PROBLEM DESCRIPTION: Copy only what lies from the line containing "Convert this screenshot" through the line containing "const [logradouro, setLogradouro]" in the entries below, keeping both end lines exact and dropping every picture.

START MATERIAL FOR THE TASK

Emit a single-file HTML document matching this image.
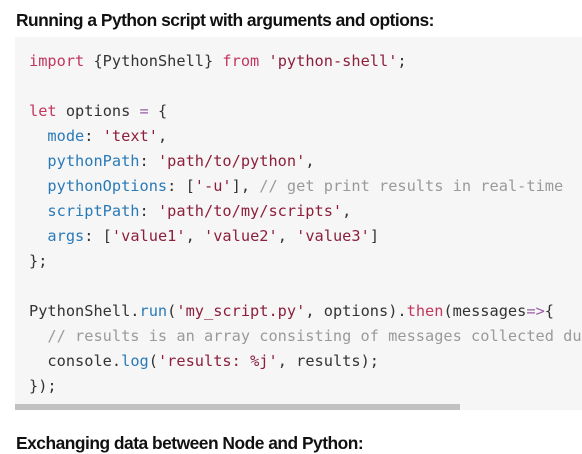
<!DOCTYPE html>
<html><head><meta charset="utf-8"><style>
body{margin:0;background:#fff;width:582px;height:451px;overflow:hidden;position:relative}
h3{position:absolute;left:16px;margin:0;font:bold 17.4px "Liberation Sans","Noto Sans CJK KR",sans-serif;letter-spacing:-0.5px;color:#111}
.code{position:absolute;left:15px;top:37px;width:567px;height:373px;background:#f6f6f6;overflow:hidden}
pre{margin:0;position:absolute;left:14px;top:12px;font:15.3px/25px "DejaVu Sans Mono",monospace;color:#333;white-space:pre}
.k{color:#c3365e}.s{color:#8c1f3c}.p{color:#2a7ab8}.c{color:#9a9a9a}.o{color:#9a5ea8}
.sb{position:absolute;left:0;top:367px;width:445px;height:6px;background:#c1c1c1}
</style></head><body>
<h3 style="top:10px">Running a Python script with arguments and options:</h3>
<div class="code"><pre><span class="k">import</span> {PythonShell} <span class="k">from</span> <span class="s">'python-shell'</span>;

<span class="k">let</span> options <span class="o">=</span> {
  <span class="p">mode</span>: <span class="s">'text'</span>,
  <span class="p">pythonPath</span>: <span class="s">'path/to/python'</span>,
  <span class="p">pythonOptions</span>: [<span class="s">'-u'</span>], <span class="c">// get print results in real-time</span>
  <span class="p">scriptPath</span>: <span class="s">'path/to/my/scripts'</span>,
  <span class="p">args</span>: [<span class="s">'value1'</span>, <span class="s">'value2'</span>, <span class="s">'value3'</span>]
};

PythonShell.<span class="p">run</span>(<span class="s">'my_script.py'</span>, options).<span class="k">then</span>(messages<span class="o">=&gt;</span>{
  <span class="c">// results is an array consisting of messages collected during execution</span>
  console.<span class="p">log</span>(<span class="s">'results: %j'</span>, results);
});</pre><div class="sb"></div></div>
<h3 style="top:433px">Exchanging data between Node and Python:</h3>
</body></html>
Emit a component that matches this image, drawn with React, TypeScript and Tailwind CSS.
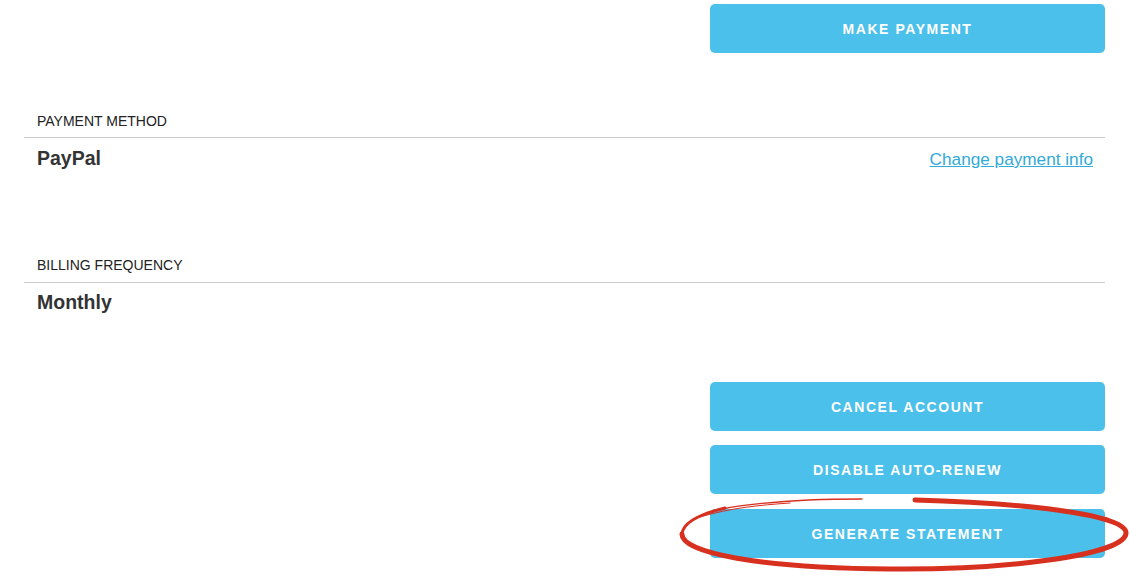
import React from "react";

function Btn({ children, className = "" }: { children: React.ReactNode; className?: string }) {
  return (
    <div className={"flex justify-end " + className}>
      <button className="w-[395px] h-[49px] pt-[2px] rounded-[5px] bg-[#4bc0ea] text-white font-bold text-[14px] tracking-[1.55px] uppercase">
        {children}
      </button>
    </div>
  );
}

export default function App() {
  return (
    <div
      className="relative w-[1130px] h-[577px] overflow-hidden bg-white text-[#2b2b2b]"
      style={{ fontFamily: '"Liberation Sans", Arial, sans-serif' }}
    >
      <div className="pl-6 pr-[25px] pt-[4px]">
        <Btn>Make Payment</Btn>

        <section className="mt-[60px]">
          <div className="px-[13px] text-[14px] leading-[16px] pb-[8px] border-b border-[#cccccc] text-[#222]">
            PAYMENT METHOD
          </div>
          <div className="flex justify-between items-start pl-[13px] pr-[12px] pt-[9px]">
            <div className="text-[19.5px] font-bold leading-[22px] text-[#333]">PayPal</div>
            <a href="#" className="text-[17.2px] leading-[22px] text-[#33aad7] underline mt-[1px]">
              Change payment info
            </a>
          </div>
        </section>

        <section className="mt-[87px]">
          <div className="px-[13px] text-[14px] leading-[16px] pb-[9px] border-b border-[#cccccc] text-[#222]">
            BILLING FREQUENCY
          </div>
          <div className="pl-[13px] pt-[8px]">
            <div className="text-[19.5px] font-bold leading-[22px] text-[#333]">Monthly</div>
          </div>
        </section>

        <Btn className="mt-[69px]">Cancel Account</Btn>
        <Btn className="mt-[14px]">Disable Auto-Renew</Btn>
        <Btn className="mt-[15px]">Generate Statement</Btn>
      </div>

      <svg
        className="absolute left-0 top-0 pointer-events-none"
        width="1130"
        height="577"
        viewBox="0 0 1130 577"
      >
        <path
          d="M 915 500 C 1020 503, 1127 514, 1126 533 C 1125 556, 1000 570, 890 569 C 760 568, 681 553, 682 534"
          fill="none"
          stroke="#d8301e"
          strokeWidth="5"
          strokeLinecap="round"
        />
        <path
          d="M 682 534 C 683 522, 700 514, 725 508"
          fill="none"
          stroke="#d8301e"
          strokeWidth="3"
          strokeLinecap="round"
        />
        <path
          d="M 722 509 C 760 502, 810 499, 862 499"
          fill="none"
          stroke="#d8301e"
          strokeWidth="1.3"
          strokeLinecap="round"
        />
        <path
          d="M 700 517 C 730 508, 760 505, 790 503"
          fill="none"
          stroke="#d8301e"
          strokeWidth="1"
          strokeLinecap="round"
        />
      </svg>
    </div>
  );
}
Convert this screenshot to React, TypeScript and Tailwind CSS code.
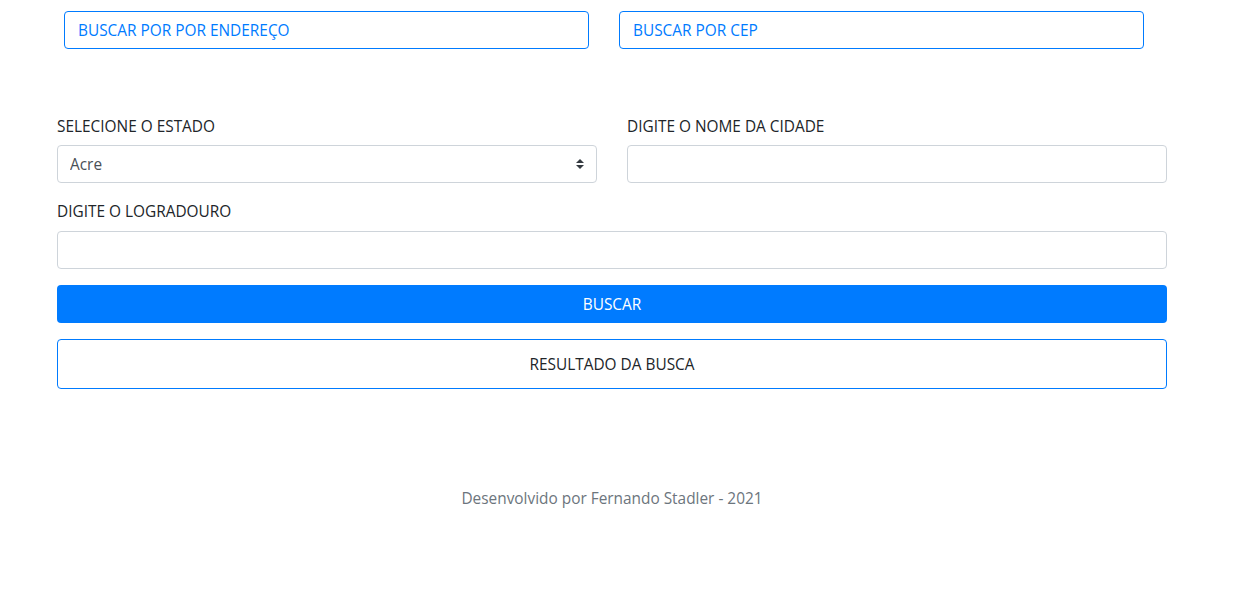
import { useState } from "react";

const estados = ["Acre", "Alagoas", "Amapá", "Amazonas", "Bahia", "Ceará"];

function App() {
  const [estado, setEstado] = useState<string>("Acre");
  const [cidade, setCidade] = useState<string>("");
  const [logradouro, setLogradouro] = useState<string>("");

  return (
    <div
      className="min-h-[599px] bg-white text-[#212529] text-[16px] leading-6"
      style={{ fontFamily: '"Open Sans", "Noto Sans", sans-serif' }}
    >
      <div className="ml-[57px] w-[1110px]">
        <div className="grid grid-cols-2 pt-[11px]">
          <div className="pl-[7px]">
            <button className="w-[525px] h-[38px] border border-[#007bff] rounded-[4px] px-[13px] pt-[2px] text-left text-[#007bff] text-[15.4px]">
              BUSCAR POR POR ENDEREÇO
            </button>
          </div>
          <div className="pl-[7px]">
            <button className="w-[525px] h-[38px] border border-[#007bff] rounded-[4px] px-[13px] pt-[2px] text-left text-[#007bff] text-[15.4px]">
              BUSCAR POR CEP
            </button>
          </div>
        </div>

        <div className="grid grid-cols-2 gap-x-[30px] mt-[65px]">
          <div>
            <label className="block text-[15.4px] pt-[1px] mb-[6px]">SELECIONE O ESTADO</label>
            <div className="relative">
              <select
                className="w-full h-[38px] appearance-none border border-[#ced4da] rounded-[4px] pl-[12px] pt-[2px] text-[15.4px] text-[#495057] bg-white"
                value={estado}
                onChange={(e: React.ChangeEvent<HTMLSelectElement>) => {
                  setEstado(e.target.value);
                }}
              >
                {estados.map((uf) => (
                  <option key={uf}>{uf}</option>
                ))}
              </select>
              <svg
                className="absolute right-[13px] top-[14px] pointer-events-none"
                width="8"
                height="10"
                viewBox="0 0 8 10"
              >
                <path d="M4 0 L8 4 H0 Z M0 6 H8 L4 10 Z" fill="#343a40" />
              </svg>
            </div>
          </div>
          <div>
            <label className="block text-[15.4px] pt-[1px] mb-[6px]">DIGITE O NOME DA CIDADE</label>
            <input
              className="w-full h-[38px] border border-[#ced4da] rounded-[4px] px-[12px] outline-none"
              value={cidade}
              onChange={(e: React.ChangeEvent<HTMLInputElement>) => {
                setCidade(e.target.value);
              }}
            />
          </div>
        </div>

        <div className="mt-[16px]">
          <label className="block text-[15.4px] pt-[1px] mb-[7px]">DIGITE O LOGRADOURO</label>
          <input
            className="w-full h-[38px] border border-[#ced4da] rounded-[4px] px-[12px] outline-none"
            value={logradouro}
            onChange={(e: React.ChangeEvent<HTMLInputElement>) => {
              setLogradouro(e.target.value);
            }}
          />
        </div>

        <button className="mt-[16px] w-full h-[38px] bg-[#007bff] text-white rounded-[4px] pt-[2px] text-[15.4px]">
          BUSCAR
        </button>

        <div className="mt-[16px] h-[50px] border border-[#007bff] rounded-[4px] pt-[2px] flex items-center justify-center text-[15.4px]">
          RESULTADO DA BUSCA
        </div>

        <p className="mt-[98px] text-center text-[#6c757d] text-[15.4px]">
          Desenvolvido por Fernando Stadler - 2021
        </p>
      </div>
    </div>
  );
}

export default App;
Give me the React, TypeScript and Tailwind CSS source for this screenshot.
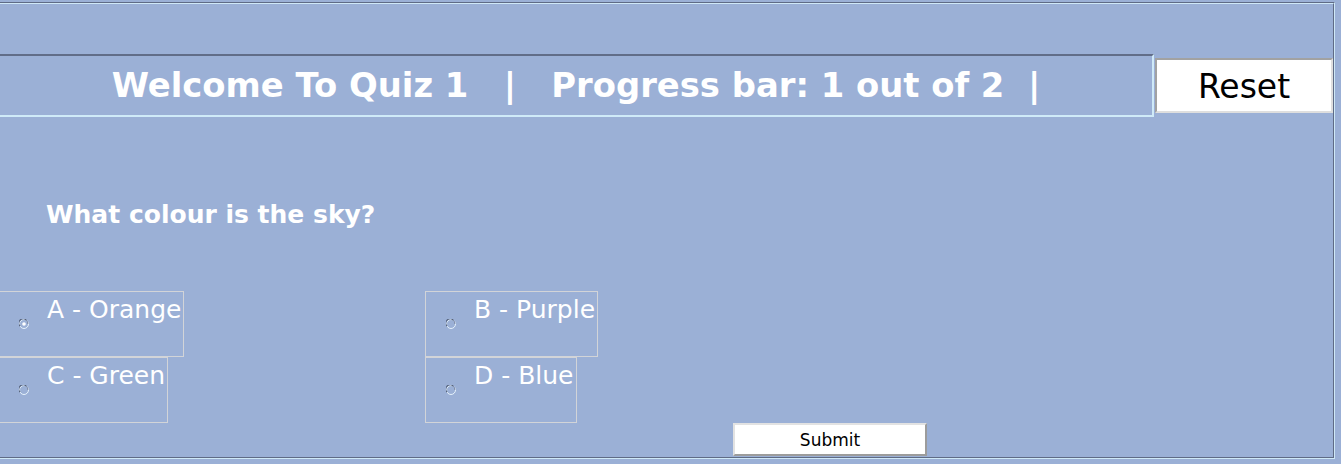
import React from 'react'

const font = { fontFamily: '"DejaVu Sans", Verdana, sans-serif' }

function Radio({ checked }: { checked?: boolean }) {
  return (
    <svg width="10" height="10" viewBox="0 0 10 10" className="shrink-0">
      <circle cx="5" cy="5" r="4.5" fill="none" stroke="#e6f2fb" strokeWidth="1" />
      <path d="M1.1 7.2 A4.2 4.2 0 0 1 7.2 1.1" fill="none" stroke="#56627c" strokeWidth="1.2" />
      <path d="M7.2 1.1 A4.2 4.2 0 0 1 8.9 5" fill="none" stroke="#7884a0" strokeWidth="1" />
      {checked && <circle cx="5" cy="5" r="1.8" fill="#ffffff" />}
    </svg>
  )
}

function Option({ label, checked }: { label: string; checked?: boolean }) {
  return (
    <div className="flex h-[66px] w-fit items-center border border-[#d2d4d8] pr-[2px] pl-[20px]">
      <Radio checked={checked} />
      <span className="ml-[18px] self-start pt-[3px] text-[25px] leading-[29px] whitespace-pre text-white">
        {label}
      </span>
    </div>
  )
}

export default function App() {
  return (
    <div className="h-[464px] w-[1341px] overflow-hidden bg-[#9bb0d6]" style={font}>
      <div className="mt-[2px] ml-[-4px] h-[457px] w-[1339px] border-t border-r border-b border-l border-t-[#5f6b85] border-r-[#cfe8f7] border-b-[#cfe8f7] border-l-[#5f6b85]">
        <div className="h-full w-full border-t border-r border-b border-l border-t-[#cfe8f7] border-r-[#5f6b85] border-b-[#5f6b85] border-l-[#cfe8f7]">
          <div className="mt-[50px] flex items-start">
            <div className="flex h-[63px] w-[1156px] items-center justify-center border-2 border-t-[#616d88] border-r-[#cfeaf8] border-b-[#cfeaf8] border-l-[#616d88] pt-[2px]">
              <span className="text-[33.8px] font-bold whitespace-pre text-white">
                {'Welcome To Quiz 1   |   Progress bar: 1 out of 2  |'}
              </span>
            </div>
            <button className="mt-[4px] ml-[1px] flex h-[55px] w-[178px] items-center justify-center border-2 border-t-[#a2a2a2] border-r-[#dedede] border-b-[#dedede] border-l-[#a2a2a2] bg-white pt-[3px] text-[33px] text-black">
              Reset
            </button>
          </div>

          <p className="mt-[83px] ml-[48px] text-[25px] leading-[29px] font-bold text-white">
            What colour is the sky?
          </p>

          <div className="mt-[62px] flex">
            <div className="flex w-[427px] flex-col">
              <Option label="A - Orange" checked />
              <Option label="C - Green" />
            </div>
            <div className="flex flex-col">
              <Option label="B - Purple" />
              <Option label="D - Blue" />
            </div>
          </div>

          <button className="ml-[735px] flex h-[33px] w-[194px] items-center justify-center border-2 border-t-[#e2e2e2] border-r-[#9c9c9c] border-b-[#9c9c9c] border-l-[#e2e2e2] bg-white pt-[3px] text-[17px] text-black">
            Submit
          </button>
        </div>
      </div>
    </div>
  )
}
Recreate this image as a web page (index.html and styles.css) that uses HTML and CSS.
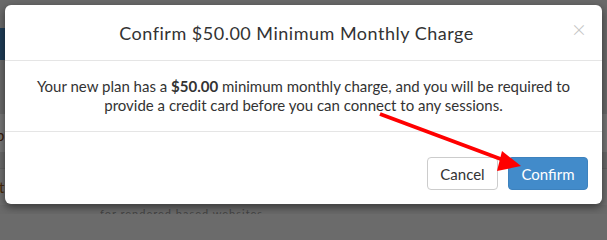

END MATERIAL FOR THE TASK

EXERCISE RESPONSE:
Convert this screenshot to React, TypeScript and Tailwind CSS code.
import { useState } from "react";

const estados = ["Acre", "Alagoas", "Amapá", "Amazonas", "Bahia", "Ceará"];

function App() {
  const [estado, setEstado] = useState<string>("Acre");
  const [cidade, setCidade] = useState<string>("");
  const [logradouro, setLogradouro] = useState<string>("");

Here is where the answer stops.